推古の称についても比較のため掲げておきます。
「等已弥居加斯支移比弥乃弥己等」(繍帳銘)
「少治田宮治天下止余美気加志支夜比売天皇」(法王帝説第1部)
さらにこの『上宮聖徳法王帝説』第1部末尾の記述と天寿国繍帳銘とでその表記を比較しますと面白いことが見えてくるように思います。固有名詞部分について天寿国繍帳銘では多くが字音表記のようであり、訓での表記は(現在一般的な読みに従えば)「孔部間人」「尾治」「瀆辺」(あと「東漢」「漢」「椋(部)秦」、「高麗」は特殊な例か)ぐらいではないかと思うのですが、『上宮聖徳法王帝説』第1部末尾の記述では「嶋」(「斯貴嶋」の「嶋」)「広庭」「檜前」「他田」「稲目」「池邊」「橘豊日」「少治田」「倉橋」「長谷部」「穴太部間人」と多く使用されています。ほかに固有名詞ではありませんが「ミコト」の表記が「弥己等」でなく「命」と訓になっています。「止余美気加志支夜比売」の「止」を「ト」と読ませるような例は「訓がな」(訓仮名)と言うのかと思っていましたが、東野治之さんの『木簡が語る日本の古代』(岩波書店 1983、私の拝見しているものは1997年の同時代ライブラリーのものです)に、「止」について「中国の三国時代(三世紀)ごろまでの音では、「止」は「シ」でなく、「ト」に近い発音だったと考えられている。こういう古い字音も、朝鮮を通じてわが国に早くから入っていた」との記述がありました。ということは「止」もまた字音ということになりそうです。「部」を「ベ」と読むのは音由来なのか訓と言えるのか存じません。

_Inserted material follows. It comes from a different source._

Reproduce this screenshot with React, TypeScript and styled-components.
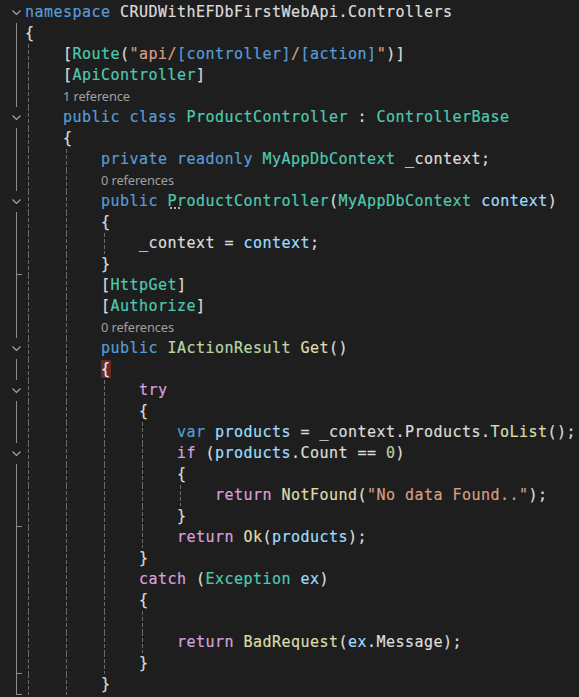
import React from 'react';
import styled, { createGlobalStyle, css } from 'styled-components';

const Global = createGlobalStyle`
  html, body { margin: 0; padding: 0; background: #1e1e1e; overflow: hidden; }
  #root { background: #1e1e1e; }
`;

type Kind = 'kw' | 'ctl' | 'type' | 'iface' | 'fn' | 'var' | 'str' | 'num' | 'pl' | 'route' | 'brace' | 'dots';
type Tok = [string, Kind];
type Fold = 'none' | 'chev' | 'line' | 'end';
type Line = { fold: Fold; guides: number[]; toks?: Tok[]; lens?: string; lensIndent?: number };

const COLORS: Record<Kind, string> = {
  kw: '#569cd6',
  ctl: '#d8a0df',
  type: '#4ec9b0',
  iface: '#b8d7a3',
  fn: '#dcdcaa',
  var: '#9cdcfe',
  str: '#d69d85',
  num: '#b5cea8',
  pl: '#dcdcdc',
  route: '#569cd6',
  brace: '#e8e8e8',
  dots: '#4ec9b0',
};

const CHAR = 9.5;

const Editor = styled.div`
  display: flex;
  flex-direction: column;
  padding-top: 2px;
  width: 579px;
  height: 697px;
  overflow: hidden;
  background: #1e1e1e;
`;

const Row = styled.div`
  display: flex;
  height: 21px;
  flex: none;
`;

const Gutter = styled.div<{ $fold: Fold }>`
  position: relative;
  width: 25px;
  flex: none;
  display: flex;
  align-items: center;
  padding-left: 12px;
  box-sizing: border-box;
  ${(p) =>
    (p.$fold === 'line' || p.$fold === 'end') &&
    css`
      &::before {
        content: '';
        position: absolute;
        left: 16px;
        top: 0;
        bottom: 0;
        width: 1px;
        background: #8c8c8c;
      }
    `}
  ${(p) =>
    p.$fold === 'end' &&
    css`
      &::after {
        content: '';
        position: absolute;
        left: 16px;
        bottom: 0;
        width: 6px;
        height: 1px;
        background: #8c8c8c;
      }
    `}
`;

const Chevron = styled.svg`
  width: 9px;
  height: 5px;
  display: block;
  overflow: visible;
  polyline {
    fill: none;
    stroke: #a8a8a8;
    stroke-width: 1.1;
  }
`;

const Code = styled.div`
  position: relative;
  flex: 1;
  white-space: pre;
  font-family: 'DejaVu Sans Mono', 'Liberation Mono', monospace;
  font-size: 15px;
  letter-spacing: 0.47px;
  line-height: 21px;
  color: #dcdcdc;
  -webkit-text-stroke: 0.2px currentColor;
`;

const Guide = styled.span<{ $col: number }>`
  position: absolute;
  top: 0;
  bottom: 0;
  left: ${(p) => p.$col * CHAR + 3}px;
  width: 1px;
  background-image: repeating-linear-gradient(to bottom, #6a6a6a 0 4px, transparent 4px 6px);
`;

const Tk = styled.span<{ $k: Kind }>`
  color: ${(p) => COLORS[p.$k]};
  ${(p) =>
    p.$k === 'brace' &&
    css`
      background: #6b2a2a;
      padding: 0 0.5px;
      margin: 0 -0.5px;
    `}
  ${(p) =>
    p.$k === 'dots' &&
    css`
      position: relative;
      &::after {
        content: '';
        position: absolute;
        left: 1px;
        top: 15px;
        width: 12px;
        height: 2px;
        background-image: radial-gradient(circle, #b0b0b0 0.8px, transparent 1.1px);
        background-size: 4px 2px;
      }
    `}
`;

const Lens = styled.div<{ $indent: number }>`
  padding-left: ${(p) => p.$indent * CHAR}px;
  font-family: 'Noto Sans', 'Open Sans', sans-serif;
  font-size: 12.8px;
  letter-spacing: -0.1px;
  line-height: 21px;
  padding-top: 0px;
  color: #a0a0a0;
  white-space: pre;
  -webkit-text-stroke: 0;
`;

const sp = (n: number): Tok => [' '.repeat(n), 'pl'];

const LINES: Line[] = [
  { fold: 'chev', guides: [], toks: [['namespace', 'kw'], [' CRUDWithEFDbFirstWebApi.Controllers', 'pl']] },
  { fold: 'line', guides: [], toks: [['{', 'pl']] },
  {
    fold: 'line',
    guides: [0],
    toks: [sp(4), ['[', 'pl'], ['Route', 'type'], ['(', 'pl'], ['"api/', 'str'], ['[controller]', 'route'], ['/', 'str'], ['[action]', 'route'], ['"', 'str'], [')]', 'pl']],
  },
  { fold: 'line', guides: [0], toks: [sp(4), ['[', 'pl'], ['ApiController', 'type'], [']', 'pl']] },
  { fold: 'line', guides: [0], lens: '1 reference', lensIndent: 4 },
  { fold: 'chev', guides: [0], toks: [sp(4), ['public class', 'kw'], [' ', 'pl'], ['ProductController', 'type'], [' : ', 'pl'], ['ControllerBase', 'type']] },
  { fold: 'line', guides: [0], toks: [sp(4), ['{', 'pl']] },
  { fold: 'line', guides: [0, 4], toks: [sp(8), ['private readonly', 'kw'], [' ', 'pl'], ['MyAppDbContext', 'type'], [' _context;', 'pl']] },
  { fold: 'line', guides: [0, 4], lens: '0 references', lensIndent: 8 },
  {
    fold: 'chev',
    guides: [0, 4],
    toks: [sp(8), ['public', 'kw'], [' ', 'pl'], ['P', 'dots'], ['roductController', 'type'], ['(', 'pl'], ['MyAppDbContext', 'type'], [' ', 'pl'], ['context', 'var'], [')', 'pl']],
  },
  { fold: 'line', guides: [0, 4], toks: [sp(8), ['{', 'pl']] },
  { fold: 'line', guides: [0, 4, 8], toks: [sp(12), ['_context = ', 'pl'], ['context', 'var'], [';', 'pl']] },
  { fold: 'end', guides: [0, 4], toks: [sp(8), ['}', 'pl']] },
  { fold: 'line', guides: [0, 4], toks: [sp(8), ['[', 'pl'], ['HttpGet', 'type'], [']', 'pl']] },
  { fold: 'line', guides: [0, 4], toks: [sp(8), ['[', 'pl'], ['Authorize', 'type'], [']', 'pl']] },
  { fold: 'line', guides: [0, 4], lens: '0 references', lensIndent: 8 },
  { fold: 'chev', guides: [0, 4], toks: [sp(8), ['public', 'kw'], [' ', 'pl'], ['IActionResult', 'iface'], [' ', 'pl'], ['Get', 'fn'], ['()', 'pl']] },
  { fold: 'line', guides: [0, 4], toks: [sp(8), ['{', 'brace']] },
  { fold: 'chev', guides: [0, 4, 8], toks: [sp(12), ['try', 'ctl']] },
  { fold: 'line', guides: [0, 4, 8], toks: [sp(12), ['{', 'pl']] },
  {
    fold: 'line',
    guides: [0, 4, 8, 12],
    toks: [sp(16), ['var', 'kw'], [' ', 'pl'], ['products', 'var'], [' = _context.Products.', 'pl'], ['ToList', 'fn'], ['();', 'pl']],
  },
  {
    fold: 'chev',
    guides: [0, 4, 8, 12],
    toks: [sp(16), ['if', 'ctl'], [' (', 'pl'], ['products', 'var'], ['.Count == ', 'pl'], ['0', 'num'], [')', 'pl']],
  },
  { fold: 'line', guides: [0, 4, 8, 12], toks: [sp(16), ['{', 'pl']] },
  {
    fold: 'line',
    guides: [0, 4, 8, 12, 16],
    toks: [sp(20), ['return', 'ctl'], [' ', 'pl'], ['NotFound', 'fn'], ['(', 'pl'], ['"No data Found.."', 'str'], [');', 'pl']],
  },
  { fold: 'end', guides: [0, 4, 8, 12], toks: [sp(16), ['}', 'pl']] },
  {
    fold: 'line',
    guides: [0, 4, 8, 12],
    toks: [sp(16), ['return', 'ctl'], [' ', 'pl'], ['Ok', 'fn'], ['(', 'pl'], ['products', 'var'], [');', 'pl']],
  },
  { fold: 'line', guides: [0, 4, 8], toks: [sp(12), ['}', 'pl']] },
  { fold: 'line', guides: [0, 4, 8], toks: [sp(12), ['catch', 'ctl'], [' (', 'pl'], ['Exception', 'type'], [' ', 'pl'], ['ex', 'var'], [')', 'pl']] },
  { fold: 'line', guides: [0, 4, 8], toks: [sp(12), ['{', 'pl']] },
  { fold: 'line', guides: [0, 4, 8, 12], toks: [] },
  {
    fold: 'line',
    guides: [0, 4, 8, 12],
    toks: [sp(16), ['return', 'ctl'], [' ', 'pl'], ['BadRequest', 'fn'], ['(', 'pl'], ['ex', 'var'], ['.Message);', 'pl']],
  },
  { fold: 'end', guides: [0, 4, 8], toks: [sp(12), ['}', 'pl']] },
  { fold: 'end', guides: [0, 4], toks: [sp(8), ['}', 'pl']] },
];

export default function App() {
  return (
    <>
      <Global />
      <Editor>
        {LINES.map((line, i) => (
          <Row key={i}>
            <Gutter $fold={line.fold}>
              {line.fold === 'chev' && (
                <Chevron viewBox="0 0 9 5">
                  <polyline points="0.5,0.5 4.5,4.5 8.5,0.5" />
                </Chevron>
              )}
            </Gutter>
            <Code>
              {line.guides.map((g) => (
                <Guide key={g} $col={g} />
              ))}
              {line.lens ? (
                <Lens $indent={line.lensIndent ?? 0}>{line.lens}</Lens>
              ) : (
                line.toks?.map((t, j) => (
                  <Tk key={j} $k={t[1]}>
                    {t[0]}
                  </Tk>
                ))
              )}
            </Code>
          </Row>
        ))}
      </Editor>
    </>
  );
}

『上宮聖徳法王帝説』の第1部末尾も天寿国繍帳銘部分も「天皇」の表記を含んでいますし、そもそも現在の『上宮聖徳法王帝説』自体は平安時代の成立とされているようですから、このような「字音表記か、訓での表記か」という問題は表記の確定した時期が不明なので実はあまり証拠能力がない。何かの根拠とするには弱いです。仮に「天皇」表記の部分が最初のオリジナル資料で「大王」もしくはそれに類する「○○」といった表記だったとしても、いつ誰によって「天皇」と直されてしまったのかわからないように、これらの記述に見える前掲の訓の表記について、本来は字音表記であったものを誰かがいつの時点かに訓の表記に改めてしまったものの可能性もあるなどと考えれば、「いつ」「誰」がわからない以上、この資料全体の信頼性にも疑問符を付けられかねません。もとより全文が天皇号が定まったのちに創作されたものである可能性も考えられるでしょう。